Given information:
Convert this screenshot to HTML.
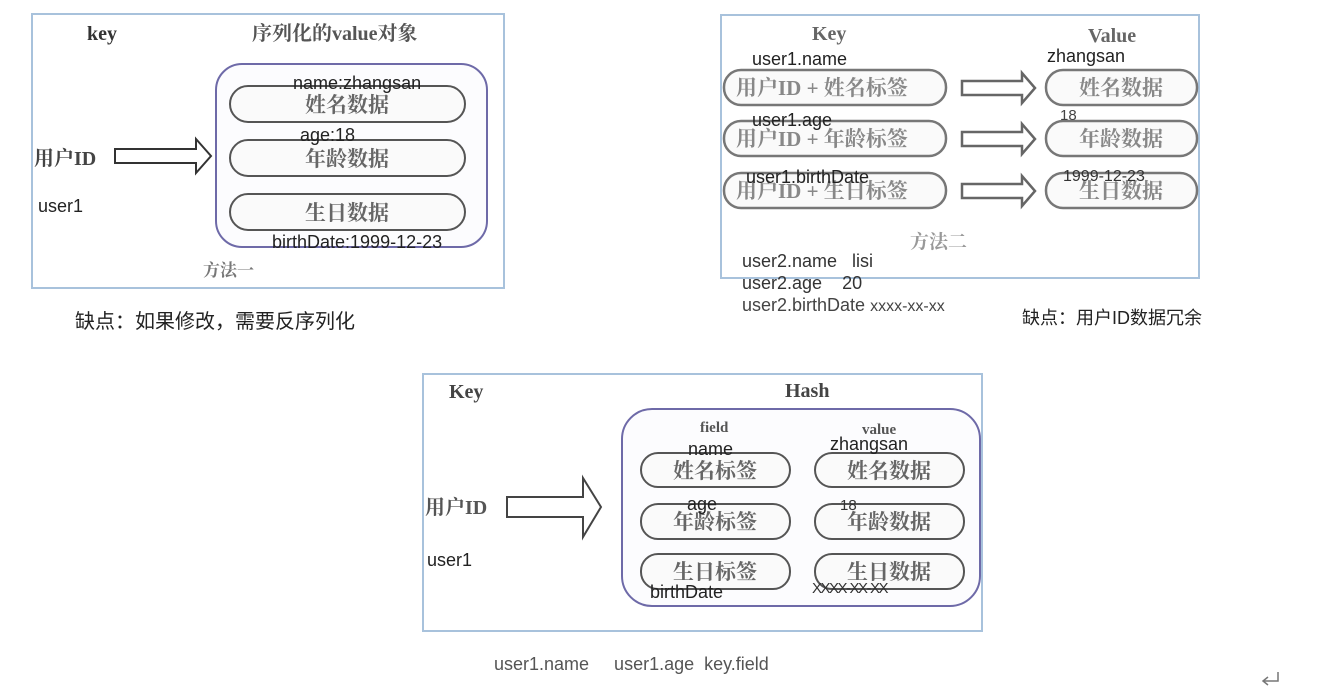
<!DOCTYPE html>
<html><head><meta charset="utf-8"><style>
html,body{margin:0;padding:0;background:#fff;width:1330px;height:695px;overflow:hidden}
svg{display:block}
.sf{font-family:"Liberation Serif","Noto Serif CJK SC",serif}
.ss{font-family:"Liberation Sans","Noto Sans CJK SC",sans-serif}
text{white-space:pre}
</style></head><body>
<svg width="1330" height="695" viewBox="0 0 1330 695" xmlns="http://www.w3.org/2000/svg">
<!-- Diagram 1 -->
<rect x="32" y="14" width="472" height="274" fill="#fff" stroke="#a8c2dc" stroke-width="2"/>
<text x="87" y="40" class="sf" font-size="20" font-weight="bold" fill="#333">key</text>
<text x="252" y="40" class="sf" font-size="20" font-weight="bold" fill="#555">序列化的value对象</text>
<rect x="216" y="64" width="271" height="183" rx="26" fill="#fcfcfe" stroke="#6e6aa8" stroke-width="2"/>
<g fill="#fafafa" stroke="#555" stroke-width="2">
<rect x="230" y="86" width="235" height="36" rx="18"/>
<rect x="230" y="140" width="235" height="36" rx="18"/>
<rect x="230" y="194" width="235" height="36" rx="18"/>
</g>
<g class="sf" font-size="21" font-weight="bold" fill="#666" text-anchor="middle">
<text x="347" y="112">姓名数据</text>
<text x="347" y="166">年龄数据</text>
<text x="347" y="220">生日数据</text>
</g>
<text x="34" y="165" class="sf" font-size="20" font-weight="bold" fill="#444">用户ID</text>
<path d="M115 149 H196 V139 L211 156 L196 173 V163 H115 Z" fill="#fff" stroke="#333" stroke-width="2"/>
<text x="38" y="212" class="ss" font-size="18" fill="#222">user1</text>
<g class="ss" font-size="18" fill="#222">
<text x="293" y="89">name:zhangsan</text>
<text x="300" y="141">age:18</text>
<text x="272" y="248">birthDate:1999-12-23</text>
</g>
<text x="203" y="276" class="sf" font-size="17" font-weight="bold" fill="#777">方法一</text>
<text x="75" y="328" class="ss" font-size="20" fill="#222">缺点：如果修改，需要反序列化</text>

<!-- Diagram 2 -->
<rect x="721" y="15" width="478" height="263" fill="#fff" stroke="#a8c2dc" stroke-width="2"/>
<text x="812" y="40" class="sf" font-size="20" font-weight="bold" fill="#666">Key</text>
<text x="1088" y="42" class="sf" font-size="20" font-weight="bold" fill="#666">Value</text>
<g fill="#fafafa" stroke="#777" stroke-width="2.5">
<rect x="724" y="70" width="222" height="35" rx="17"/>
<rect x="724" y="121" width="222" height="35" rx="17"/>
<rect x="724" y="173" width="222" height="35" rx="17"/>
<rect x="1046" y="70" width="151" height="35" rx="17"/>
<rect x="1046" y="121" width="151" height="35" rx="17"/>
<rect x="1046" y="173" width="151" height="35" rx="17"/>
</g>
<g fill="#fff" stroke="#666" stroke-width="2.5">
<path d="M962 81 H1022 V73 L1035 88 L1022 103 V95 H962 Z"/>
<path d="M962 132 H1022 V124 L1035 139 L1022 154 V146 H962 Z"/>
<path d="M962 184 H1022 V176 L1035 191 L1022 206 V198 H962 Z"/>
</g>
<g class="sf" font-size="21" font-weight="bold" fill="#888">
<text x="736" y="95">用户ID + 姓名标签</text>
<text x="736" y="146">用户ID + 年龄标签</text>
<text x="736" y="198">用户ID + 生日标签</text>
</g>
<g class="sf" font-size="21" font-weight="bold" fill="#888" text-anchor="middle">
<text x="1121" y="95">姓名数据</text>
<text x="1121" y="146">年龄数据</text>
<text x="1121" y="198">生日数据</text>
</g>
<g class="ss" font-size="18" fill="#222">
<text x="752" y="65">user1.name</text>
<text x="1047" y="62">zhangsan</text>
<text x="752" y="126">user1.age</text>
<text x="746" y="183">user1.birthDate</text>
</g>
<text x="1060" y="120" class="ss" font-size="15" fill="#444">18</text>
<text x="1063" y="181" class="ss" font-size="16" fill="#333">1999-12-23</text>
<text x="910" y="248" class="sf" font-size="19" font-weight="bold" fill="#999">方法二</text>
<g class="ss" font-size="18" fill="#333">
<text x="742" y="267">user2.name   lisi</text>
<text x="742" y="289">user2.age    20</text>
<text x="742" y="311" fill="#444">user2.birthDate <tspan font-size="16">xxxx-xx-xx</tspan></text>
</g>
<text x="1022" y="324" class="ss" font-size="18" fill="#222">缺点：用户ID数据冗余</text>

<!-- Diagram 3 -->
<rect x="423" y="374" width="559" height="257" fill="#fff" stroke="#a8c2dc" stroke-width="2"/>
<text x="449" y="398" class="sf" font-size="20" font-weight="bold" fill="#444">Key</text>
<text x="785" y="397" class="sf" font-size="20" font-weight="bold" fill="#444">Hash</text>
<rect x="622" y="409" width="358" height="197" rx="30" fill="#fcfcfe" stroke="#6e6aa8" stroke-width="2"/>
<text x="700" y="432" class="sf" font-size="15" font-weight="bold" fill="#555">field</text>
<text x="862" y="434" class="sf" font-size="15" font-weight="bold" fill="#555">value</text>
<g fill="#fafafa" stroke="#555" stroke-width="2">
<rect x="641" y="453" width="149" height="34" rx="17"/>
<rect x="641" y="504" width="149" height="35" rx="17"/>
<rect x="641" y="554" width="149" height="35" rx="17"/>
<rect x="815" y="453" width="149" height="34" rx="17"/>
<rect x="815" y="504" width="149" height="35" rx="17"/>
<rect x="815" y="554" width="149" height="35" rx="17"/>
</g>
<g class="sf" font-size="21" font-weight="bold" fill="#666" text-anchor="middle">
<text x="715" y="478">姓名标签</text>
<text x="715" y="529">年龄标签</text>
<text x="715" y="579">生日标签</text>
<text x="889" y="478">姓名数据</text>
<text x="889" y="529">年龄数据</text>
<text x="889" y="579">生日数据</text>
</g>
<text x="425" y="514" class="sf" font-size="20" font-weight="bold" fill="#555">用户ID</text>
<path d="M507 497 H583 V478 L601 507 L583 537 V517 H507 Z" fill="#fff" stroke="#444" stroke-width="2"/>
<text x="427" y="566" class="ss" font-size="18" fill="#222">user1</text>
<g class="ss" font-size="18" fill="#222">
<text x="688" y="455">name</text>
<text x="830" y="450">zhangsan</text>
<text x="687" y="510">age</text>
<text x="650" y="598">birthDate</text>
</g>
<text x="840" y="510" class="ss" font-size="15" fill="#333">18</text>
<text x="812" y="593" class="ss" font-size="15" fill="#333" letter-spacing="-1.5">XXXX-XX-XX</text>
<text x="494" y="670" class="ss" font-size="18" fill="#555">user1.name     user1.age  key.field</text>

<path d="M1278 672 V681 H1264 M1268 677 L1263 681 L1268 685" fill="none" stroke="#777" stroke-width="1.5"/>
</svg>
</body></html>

Exercise details:
Print the complete listing exactly as it stands, without its pictures.

Right answer:
Convert this screenshot to HTML.
<!DOCTYPE html>
<html><head><meta charset="utf-8"><style>
html,body{margin:0;padding:0;background:#fff;width:1330px;height:695px;overflow:hidden}
svg{display:block}
.sf{font-family:"Liberation Serif","Noto Serif CJK SC",serif}
.ss{font-family:"Liberation Sans","Noto Sans CJK SC",sans-serif}
text{white-space:pre}
</style></head><body>
<svg width="1330" height="695" viewBox="0 0 1330 695" xmlns="http://www.w3.org/2000/svg">
<!-- Diagram 1 -->
<rect x="32" y="14" width="472" height="274" fill="#fff" stroke="#a8c2dc" stroke-width="2"/>
<text x="87" y="40" class="sf" font-size="20" font-weight="bold" fill="#333">key</text>
<text x="252" y="40" class="sf" font-size="20" font-weight="bold" fill="#555">序列化的value对象</text>
<rect x="216" y="64" width="271" height="183" rx="26" fill="#fcfcfe" stroke="#6e6aa8" stroke-width="2"/>
<g fill="#fafafa" stroke="#555" stroke-width="2">
<rect x="230" y="86" width="235" height="36" rx="18"/>
<rect x="230" y="140" width="235" height="36" rx="18"/>
<rect x="230" y="194" width="235" height="36" rx="18"/>
</g>
<g class="sf" font-size="21" font-weight="bold" fill="#666" text-anchor="middle">
<text x="347" y="112">姓名数据</text>
<text x="347" y="166">年龄数据</text>
<text x="347" y="220">生日数据</text>
</g>
<text x="34" y="165" class="sf" font-size="20" font-weight="bold" fill="#444">用户ID</text>
<path d="M115 149 H196 V139 L211 156 L196 173 V163 H115 Z" fill="#fff" stroke="#333" stroke-width="2"/>
<text x="38" y="212" class="ss" font-size="18" fill="#222">user1</text>
<g class="ss" font-size="18" fill="#222">
<text x="293" y="89">name:zhangsan</text>
<text x="300" y="141">age:18</text>
<text x="272" y="248">birthDate:1999-12-23</text>
</g>
<text x="203" y="276" class="sf" font-size="17" font-weight="bold" fill="#777">方法一</text>
<text x="75" y="328" class="ss" font-size="20" fill="#222">缺点：如果修改，需要反序列化</text>

<!-- Diagram 2 -->
<rect x="721" y="15" width="478" height="263" fill="#fff" stroke="#a8c2dc" stroke-width="2"/>
<text x="812" y="40" class="sf" font-size="20" font-weight="bold" fill="#666">Key</text>
<text x="1088" y="42" class="sf" font-size="20" font-weight="bold" fill="#666">Value</text>
<g fill="#fafafa" stroke="#777" stroke-width="2.5">
<rect x="724" y="70" width="222" height="35" rx="17"/>
<rect x="724" y="121" width="222" height="35" rx="17"/>
<rect x="724" y="173" width="222" height="35" rx="17"/>
<rect x="1046" y="70" width="151" height="35" rx="17"/>
<rect x="1046" y="121" width="151" height="35" rx="17"/>
<rect x="1046" y="173" width="151" height="35" rx="17"/>
</g>
<g fill="#fff" stroke="#666" stroke-width="2.5">
<path d="M962 81 H1022 V73 L1035 88 L1022 103 V95 H962 Z"/>
<path d="M962 132 H1022 V124 L1035 139 L1022 154 V146 H962 Z"/>
<path d="M962 184 H1022 V176 L1035 191 L1022 206 V198 H962 Z"/>
</g>
<g class="sf" font-size="21" font-weight="bold" fill="#888">
<text x="736" y="95">用户ID + 姓名标签</text>
<text x="736" y="146">用户ID + 年龄标签</text>
<text x="736" y="198">用户ID + 生日标签</text>
</g>
<g class="sf" font-size="21" font-weight="bold" fill="#888" text-anchor="middle">
<text x="1121" y="95">姓名数据</text>
<text x="1121" y="146">年龄数据</text>
<text x="1121" y="198">生日数据</text>
</g>
<g class="ss" font-size="18" fill="#222">
<text x="752" y="65">user1.name</text>
<text x="1047" y="62">zhangsan</text>
<text x="752" y="126">user1.age</text>
<text x="746" y="183">user1.birthDate</text>
</g>
<text x="1060" y="120" class="ss" font-size="15" fill="#444">18</text>
<text x="1063" y="181" class="ss" font-size="16" fill="#333">1999-12-23</text>
<text x="910" y="248" class="sf" font-size="19" font-weight="bold" fill="#999">方法二</text>
<g class="ss" font-size="18" fill="#333">
<text x="742" y="267">user2.name   lisi</text>
<text x="742" y="289">user2.age    20</text>
<text x="742" y="311" fill="#444">user2.birthDate <tspan font-size="16">xxxx-xx-xx</tspan></text>
</g>
<text x="1022" y="324" class="ss" font-size="18" fill="#222">缺点：用户ID数据冗余</text>

<!-- Diagram 3 -->
<rect x="423" y="374" width="559" height="257" fill="#fff" stroke="#a8c2dc" stroke-width="2"/>
<text x="449" y="398" class="sf" font-size="20" font-weight="bold" fill="#444">Key</text>
<text x="785" y="397" class="sf" font-size="20" font-weight="bold" fill="#444">Hash</text>
<rect x="622" y="409" width="358" height="197" rx="30" fill="#fcfcfe" stroke="#6e6aa8" stroke-width="2"/>
<text x="700" y="432" class="sf" font-size="15" font-weight="bold" fill="#555">field</text>
<text x="862" y="434" class="sf" font-size="15" font-weight="bold" fill="#555">value</text>
<g fill="#fafafa" stroke="#555" stroke-width="2">
<rect x="641" y="453" width="149" height="34" rx="17"/>
<rect x="641" y="504" width="149" height="35" rx="17"/>
<rect x="641" y="554" width="149" height="35" rx="17"/>
<rect x="815" y="453" width="149" height="34" rx="17"/>
<rect x="815" y="504" width="149" height="35" rx="17"/>
<rect x="815" y="554" width="149" height="35" rx="17"/>
</g>
<g class="sf" font-size="21" font-weight="bold" fill="#666" text-anchor="middle">
<text x="715" y="478">姓名标签</text>
<text x="715" y="529">年龄标签</text>
<text x="715" y="579">生日标签</text>
<text x="889" y="478">姓名数据</text>
<text x="889" y="529">年龄数据</text>
<text x="889" y="579">生日数据</text>
</g>
<text x="425" y="514" class="sf" font-size="20" font-weight="bold" fill="#555">用户ID</text>
<path d="M507 497 H583 V478 L601 507 L583 537 V517 H507 Z" fill="#fff" stroke="#444" stroke-width="2"/>
<text x="427" y="566" class="ss" font-size="18" fill="#222">user1</text>
<g class="ss" font-size="18" fill="#222">
<text x="688" y="455">name</text>
<text x="830" y="450">zhangsan</text>
<text x="687" y="510">age</text>
<text x="650" y="598">birthDate</text>
</g>
<text x="840" y="510" class="ss" font-size="15" fill="#333">18</text>
<text x="812" y="593" class="ss" font-size="15" fill="#333" letter-spacing="-1.5">XXXX-XX-XX</text>
<text x="494" y="670" class="ss" font-size="18" fill="#555">user1.name     user1.age  key.field</text>

<path d="M1278 672 V681 H1264 M1268 677 L1263 681 L1268 685" fill="none" stroke="#777" stroke-width="1.5"/>
</svg>
</body></html>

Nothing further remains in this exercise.